The stock market stood its ground on Wednesday, with all major indices eking out gains as President Donald Trump softened trade restrictions for three large automakers, reviving hopes that the trade war may not be as bad as it seemed.

The Dow Jones grew 1.14 percent, the S&P 500 rose by 1.12 percent, while the tech-heavy Nasdaq jumped 1.46 percent.

On Wednesday, the White House granted three large automakers a one-month exemption from tariffs after a call with the president, sending their share prices higher during the session.

Ten firms, however, bucked an overall optimism, recording modest declines during the past trading session. In this article, we have listed the 10 names and detailed the reasons behind their performance.

To come up with Wednesday’s worst performers, we considered only the stocks with $2 billion in market capitalization and $5 million in daily trading volume.

Stock market reports printed on a sheet of paper. Photo by RDNE Stock Project on Pexels

10. Patterson-UTI Energy Inc. (NASDAQ:PTEN)

Patterson-UTI dropped to a new all-time low on Wednesday, touching the $7.07 share price before gaining momentum towards the close to end the day just down by 2.8 percent at $7.30 apiece.

Despite posting net losses last year, PTEN, an oil and gas drilling services company, still received an optimistic outlook from Zacks Research late last month.

According to the investment firm, the oil and gas company is expected to earn up to $0.04 per share for the second quarter of fiscal year 2026, higher than the $0.02 estimate.

For the full year, however, Zacks expects earnings per share to settle at -$0.10.

In its latest earnings release, PTEN swung to a $51.58 million net loss attributable to shareholders in the last quarter of 2024, a reversal from the $61.95 million net income in the same period a year earlier.

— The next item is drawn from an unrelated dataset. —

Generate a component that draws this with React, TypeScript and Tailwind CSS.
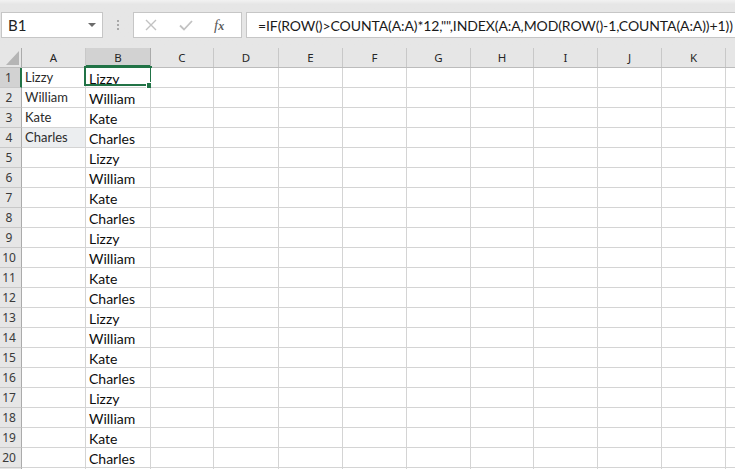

It also dived to a net loss of $968 million last year from a $246.3-million net income in 2023.

9. AppLovin Corp. (NASDAQ:APP)

AppLovin decreased by 2.82 percent on Wednesday to finish at $318 apiece as investor sentiment was dampened by a potential class action lawsuit over allegations that APP created the false impression that its digital ad platform would more efficiently match advertisements to mobile games in addition to expanding into web-based marketing and e-commerce.

According to shareholder law firm Robbins Geller Rudman & Dow LLP in a statement on Wednesday, in truth, APP was exploiting advertising data from Meta Platforms and using manipulative practices that forced unwanted apps on customers via a “backdoor installation scheme” that inaccurately inflated installation numbers, and, in turn, its profit figures.

The law firm furthered that APP was utilizing manipulative practices to artificially inflate their own ad click-through and app download rates, such as by having ads click on themselves or utilizing design gimmicks to trigger forced shadow downloads, erroneously inflating installation numbers and, in turn, its profit figures, the complaint alleges.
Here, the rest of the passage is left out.